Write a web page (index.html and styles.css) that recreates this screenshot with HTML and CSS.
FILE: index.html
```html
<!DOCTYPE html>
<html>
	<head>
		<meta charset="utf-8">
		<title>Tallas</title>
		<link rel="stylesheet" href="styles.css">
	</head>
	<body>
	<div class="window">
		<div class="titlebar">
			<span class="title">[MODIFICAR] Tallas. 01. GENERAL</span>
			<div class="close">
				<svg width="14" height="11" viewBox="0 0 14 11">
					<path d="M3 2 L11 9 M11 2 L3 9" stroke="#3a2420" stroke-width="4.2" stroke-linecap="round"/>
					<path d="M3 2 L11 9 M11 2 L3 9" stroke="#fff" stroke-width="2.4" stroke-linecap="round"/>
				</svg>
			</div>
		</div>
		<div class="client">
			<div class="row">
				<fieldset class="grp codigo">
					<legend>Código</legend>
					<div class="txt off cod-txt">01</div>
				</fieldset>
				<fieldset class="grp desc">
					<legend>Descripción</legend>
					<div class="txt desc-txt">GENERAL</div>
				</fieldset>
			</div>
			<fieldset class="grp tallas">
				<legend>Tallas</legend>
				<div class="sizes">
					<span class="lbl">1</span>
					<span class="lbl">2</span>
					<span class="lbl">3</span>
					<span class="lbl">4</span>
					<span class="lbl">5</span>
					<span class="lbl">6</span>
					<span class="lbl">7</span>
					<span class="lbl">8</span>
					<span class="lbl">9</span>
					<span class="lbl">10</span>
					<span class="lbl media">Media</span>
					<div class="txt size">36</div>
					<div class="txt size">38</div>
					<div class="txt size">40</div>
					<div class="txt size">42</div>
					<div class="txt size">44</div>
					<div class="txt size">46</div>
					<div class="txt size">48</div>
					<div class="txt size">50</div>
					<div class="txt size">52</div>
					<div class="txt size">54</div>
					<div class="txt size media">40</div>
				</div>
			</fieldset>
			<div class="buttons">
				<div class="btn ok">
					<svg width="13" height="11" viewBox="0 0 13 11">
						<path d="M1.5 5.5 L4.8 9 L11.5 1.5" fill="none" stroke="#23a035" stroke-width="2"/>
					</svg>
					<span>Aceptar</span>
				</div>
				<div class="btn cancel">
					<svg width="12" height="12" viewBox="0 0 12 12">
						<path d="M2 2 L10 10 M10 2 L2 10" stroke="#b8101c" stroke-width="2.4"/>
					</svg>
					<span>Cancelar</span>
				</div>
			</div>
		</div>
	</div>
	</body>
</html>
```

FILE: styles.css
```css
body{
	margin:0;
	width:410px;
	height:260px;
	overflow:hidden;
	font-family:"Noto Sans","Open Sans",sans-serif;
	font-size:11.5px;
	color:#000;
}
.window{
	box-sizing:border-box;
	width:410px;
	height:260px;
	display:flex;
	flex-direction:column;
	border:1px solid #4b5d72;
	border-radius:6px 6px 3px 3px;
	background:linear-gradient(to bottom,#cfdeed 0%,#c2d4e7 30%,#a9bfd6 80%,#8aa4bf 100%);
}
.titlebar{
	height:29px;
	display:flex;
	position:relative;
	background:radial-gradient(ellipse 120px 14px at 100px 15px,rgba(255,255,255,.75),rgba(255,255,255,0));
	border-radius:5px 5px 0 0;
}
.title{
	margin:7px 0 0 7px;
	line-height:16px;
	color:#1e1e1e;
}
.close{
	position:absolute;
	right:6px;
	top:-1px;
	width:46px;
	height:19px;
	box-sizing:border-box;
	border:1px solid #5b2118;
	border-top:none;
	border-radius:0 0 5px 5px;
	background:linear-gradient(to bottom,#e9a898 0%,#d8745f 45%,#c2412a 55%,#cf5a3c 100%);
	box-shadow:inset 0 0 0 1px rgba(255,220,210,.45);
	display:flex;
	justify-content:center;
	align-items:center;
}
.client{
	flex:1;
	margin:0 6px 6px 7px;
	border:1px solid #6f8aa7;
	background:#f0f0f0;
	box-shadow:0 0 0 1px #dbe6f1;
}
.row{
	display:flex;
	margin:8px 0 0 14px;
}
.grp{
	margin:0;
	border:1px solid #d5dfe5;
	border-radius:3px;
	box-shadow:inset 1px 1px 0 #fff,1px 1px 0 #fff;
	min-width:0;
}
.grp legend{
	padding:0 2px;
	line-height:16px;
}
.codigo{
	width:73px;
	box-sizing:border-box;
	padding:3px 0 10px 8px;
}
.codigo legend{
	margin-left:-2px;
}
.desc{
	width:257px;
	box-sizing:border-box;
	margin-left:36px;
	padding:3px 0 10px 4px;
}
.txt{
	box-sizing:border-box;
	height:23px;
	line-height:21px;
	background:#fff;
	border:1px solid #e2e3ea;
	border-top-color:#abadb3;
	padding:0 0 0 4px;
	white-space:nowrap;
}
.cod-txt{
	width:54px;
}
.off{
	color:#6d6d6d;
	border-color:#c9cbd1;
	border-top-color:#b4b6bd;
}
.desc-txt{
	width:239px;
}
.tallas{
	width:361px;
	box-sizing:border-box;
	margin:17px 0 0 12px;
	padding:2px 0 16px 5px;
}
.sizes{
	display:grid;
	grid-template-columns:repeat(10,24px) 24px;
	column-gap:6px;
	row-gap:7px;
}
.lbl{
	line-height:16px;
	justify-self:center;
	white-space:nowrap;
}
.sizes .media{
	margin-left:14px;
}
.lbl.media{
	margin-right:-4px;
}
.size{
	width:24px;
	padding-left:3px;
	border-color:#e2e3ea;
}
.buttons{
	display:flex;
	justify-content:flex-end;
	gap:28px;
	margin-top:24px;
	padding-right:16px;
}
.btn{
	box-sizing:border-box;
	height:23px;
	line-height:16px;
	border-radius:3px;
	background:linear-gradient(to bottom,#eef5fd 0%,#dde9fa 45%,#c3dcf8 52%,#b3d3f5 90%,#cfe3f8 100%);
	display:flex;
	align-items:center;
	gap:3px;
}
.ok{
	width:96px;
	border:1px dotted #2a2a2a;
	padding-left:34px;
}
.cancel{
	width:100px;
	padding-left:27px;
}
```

Set problem
Give the material above again, word for word.

Expected output
Write a web page (index.html and styles.css) that recreates this screenshot with HTML and CSS.
FILE: index.html
```html
<!DOCTYPE html>
<html>
	<head>
		<meta charset="utf-8">
		<title>Tallas</title>
		<link rel="stylesheet" href="styles.css">
	</head>
	<body>
	<div class="window">
		<div class="titlebar">
			<span class="title">[MODIFICAR] Tallas. 01. GENERAL</span>
			<div class="close">
				<svg width="14" height="11" viewBox="0 0 14 11">
					<path d="M3 2 L11 9 M11 2 L3 9" stroke="#3a2420" stroke-width="4.2" stroke-linecap="round"/>
					<path d="M3 2 L11 9 M11 2 L3 9" stroke="#fff" stroke-width="2.4" stroke-linecap="round"/>
				</svg>
			</div>
		</div>
		<div class="client">
			<div class="row">
				<fieldset class="grp codigo">
					<legend>Código</legend>
					<div class="txt off cod-txt">01</div>
				</fieldset>
				<fieldset class="grp desc">
					<legend>Descripción</legend>
					<div class="txt desc-txt">GENERAL</div>
				</fieldset>
			</div>
			<fieldset class="grp tallas">
				<legend>Tallas</legend>
				<div class="sizes">
					<span class="lbl">1</span>
					<span class="lbl">2</span>
					<span class="lbl">3</span>
					<span class="lbl">4</span>
					<span class="lbl">5</span>
					<span class="lbl">6</span>
					<span class="lbl">7</span>
					<span class="lbl">8</span>
					<span class="lbl">9</span>
					<span class="lbl">10</span>
					<span class="lbl media">Media</span>
					<div class="txt size">36</div>
					<div class="txt size">38</div>
					<div class="txt size">40</div>
					<div class="txt size">42</div>
					<div class="txt size">44</div>
					<div class="txt size">46</div>
					<div class="txt size">48</div>
					<div class="txt size">50</div>
					<div class="txt size">52</div>
					<div class="txt size">54</div>
					<div class="txt size media">40</div>
				</div>
			</fieldset>
			<div class="buttons">
				<div class="btn ok">
					<svg width="13" height="11" viewBox="0 0 13 11">
						<path d="M1.5 5.5 L4.8 9 L11.5 1.5" fill="none" stroke="#23a035" stroke-width="2"/>
					</svg>
					<span>Aceptar</span>
				</div>
				<div class="btn cancel">
					<svg width="12" height="12" viewBox="0 0 12 12">
						<path d="M2 2 L10 10 M10 2 L2 10" stroke="#b8101c" stroke-width="2.4"/>
					</svg>
					<span>Cancelar</span>
				</div>
			</div>
		</div>
	</div>
	</body>
</html>
```

FILE: styles.css
```css
body{
	margin:0;
	width:410px;
	height:260px;
	overflow:hidden;
	font-family:"Noto Sans","Open Sans",sans-serif;
	font-size:11.5px;
	color:#000;
}
.window{
	box-sizing:border-box;
	width:410px;
	height:260px;
	display:flex;
	flex-direction:column;
	border:1px solid #4b5d72;
	border-radius:6px 6px 3px 3px;
	background:linear-gradient(to bottom,#cfdeed 0%,#c2d4e7 30%,#a9bfd6 80%,#8aa4bf 100%);
}
.titlebar{
	height:29px;
	display:flex;
	position:relative;
	background:radial-gradient(ellipse 120px 14px at 100px 15px,rgba(255,255,255,.75),rgba(255,255,255,0));
	border-radius:5px 5px 0 0;
}
.title{
	margin:7px 0 0 7px;
	line-height:16px;
	color:#1e1e1e;
}
.close{
	position:absolute;
	right:6px;
	top:-1px;
	width:46px;
	height:19px;
	box-sizing:border-box;
	border:1px solid #5b2118;
	border-top:none;
	border-radius:0 0 5px 5px;
	background:linear-gradient(to bottom,#e9a898 0%,#d8745f 45%,#c2412a 55%,#cf5a3c 100%);
	box-shadow:inset 0 0 0 1px rgba(255,220,210,.45);
	display:flex;
	justify-content:center;
	align-items:center;
}
.client{
	flex:1;
	margin:0 6px 6px 7px;
	border:1px solid #6f8aa7;
	background:#f0f0f0;
	box-shadow:0 0 0 1px #dbe6f1;
}
.row{
	display:flex;
	margin:8px 0 0 14px;
}
.grp{
	margin:0;
	border:1px solid #d5dfe5;
	border-radius:3px;
	box-shadow:inset 1px 1px 0 #fff,1px 1px 0 #fff;
	min-width:0;
}
.grp legend{
	padding:0 2px;
	line-height:16px;
}
.codigo{
	width:73px;
	box-sizing:border-box;
	padding:3px 0 10px 8px;
}
.codigo legend{
	margin-left:-2px;
}
.desc{
	width:257px;
	box-sizing:border-box;
	margin-left:36px;
	padding:3px 0 10px 4px;
}
.txt{
	box-sizing:border-box;
	height:23px;
	line-height:21px;
	background:#fff;
	border:1px solid #e2e3ea;
	border-top-color:#abadb3;
	padding:0 0 0 4px;
	white-space:nowrap;
}
.cod-txt{
	width:54px;
}
.off{
	color:#6d6d6d;
	border-color:#c9cbd1;
	border-top-color:#b4b6bd;
}
.desc-txt{
	width:239px;
}
.tallas{
	width:361px;
	box-sizing:border-box;
	margin:17px 0 0 12px;
	padding:2px 0 16px 5px;
}
.sizes{
	display:grid;
	grid-template-columns:repeat(10,24px) 24px;
	column-gap:6px;
	row-gap:7px;
}
.lbl{
	line-height:16px;
	justify-self:center;
	white-space:nowrap;
}
.sizes .media{
	margin-left:14px;
}
.lbl.media{
	margin-right:-4px;
}
.size{
	width:24px;
	padding-left:3px;
	border-color:#e2e3ea;
}
.buttons{
	display:flex;
	justify-content:flex-end;
	gap:28px;
	margin-top:24px;
	padding-right:16px;
}
.btn{
	box-sizing:border-box;
	height:23px;
	line-height:16px;
	border-radius:3px;
	background:linear-gradient(to bottom,#eef5fd 0%,#dde9fa 45%,#c3dcf8 52%,#b3d3f5 90%,#cfe3f8 100%);
	display:flex;
	align-items:center;
	gap:3px;
}
.ok{
	width:96px;
	border:1px dotted #2a2a2a;
	padding-left:34px;
}
.cancel{
	width:100px;
	padding-left:27px;
}
```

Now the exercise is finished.